- [SUPPLIED MATERIAL]:
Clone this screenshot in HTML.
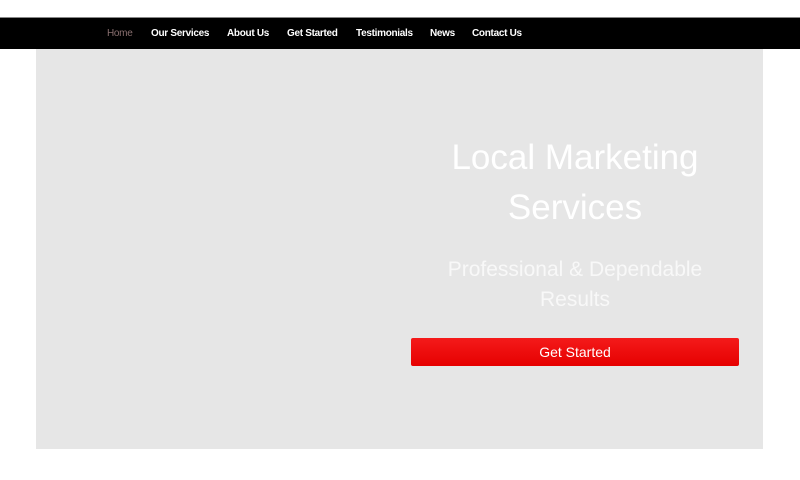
<!DOCTYPE html>
<html><head><meta charset="utf-8"><style>
*{margin:0;padding:0;box-sizing:border-box}
body{width:800px;height:480px;background:#fff;position:relative;overflow:hidden;font-family:"Liberation Sans",sans-serif}
.nav{position:absolute;left:0;top:17px;width:800px;height:32px;background:#000;border-top:1px solid #888}
.nav span{position:absolute;top:10px;font-size:10px;font-weight:bold;color:#fff;white-space:nowrap;letter-spacing:-0.3px}
.hero{position:absolute;left:36px;top:49px;width:727px;height:400px;background:#e6e6e6}
.t{position:absolute;left:411px;width:328px;text-align:center;color:#fff}
.h1{top:133px;font-size:35px;line-height:50px}
.h2{top:255px;font-size:21px;line-height:30px;color:#f8f8f8}
.btn{position:absolute;left:411px;top:338px;width:328px;height:28px;background:linear-gradient(#f41a1a,#e60000);border-radius:2px;color:#fff;font-size:14px;text-align:center;line-height:28px}
</style></head><body>
<div class="nav">
<span style="left:107px;color:#8a7070;font-weight:normal">Home</span>
<span style="left:151px">Our Services</span>
<span style="left:227px">About Us</span>
<span style="left:287px">Get Started</span>
<span style="left:356px">Testimonials</span>
<span style="left:430px">News</span>
<span style="left:472px">Contact Us</span>
</div>
<div class="hero"></div>
<div class="t h1">Local Marketing<br>Services</div>
<div class="t h2">Professional &amp; Dependable<br>Results</div>
<div class="btn">Get Started</div>
</body></html>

- [AIM OF THE EXERCISE]: Every line above should be returned exactly; the pictures stay out.

- [ANSWER IN FULL]:
Clone this screenshot in HTML.
<!DOCTYPE html>
<html><head><meta charset="utf-8"><style>
*{margin:0;padding:0;box-sizing:border-box}
body{width:800px;height:480px;background:#fff;position:relative;overflow:hidden;font-family:"Liberation Sans",sans-serif}
.nav{position:absolute;left:0;top:17px;width:800px;height:32px;background:#000;border-top:1px solid #888}
.nav span{position:absolute;top:10px;font-size:10px;font-weight:bold;color:#fff;white-space:nowrap;letter-spacing:-0.3px}
.hero{position:absolute;left:36px;top:49px;width:727px;height:400px;background:#e6e6e6}
.t{position:absolute;left:411px;width:328px;text-align:center;color:#fff}
.h1{top:133px;font-size:35px;line-height:50px}
.h2{top:255px;font-size:21px;line-height:30px;color:#f8f8f8}
.btn{position:absolute;left:411px;top:338px;width:328px;height:28px;background:linear-gradient(#f41a1a,#e60000);border-radius:2px;color:#fff;font-size:14px;text-align:center;line-height:28px}
</style></head><body>
<div class="nav">
<span style="left:107px;color:#8a7070;font-weight:normal">Home</span>
<span style="left:151px">Our Services</span>
<span style="left:227px">About Us</span>
<span style="left:287px">Get Started</span>
<span style="left:356px">Testimonials</span>
<span style="left:430px">News</span>
<span style="left:472px">Contact Us</span>
</div>
<div class="hero"></div>
<div class="t h1">Local Marketing<br>Services</div>
<div class="t h2">Professional &amp; Dependable<br>Results</div>
<div class="btn">Get Started</div>
</body></html>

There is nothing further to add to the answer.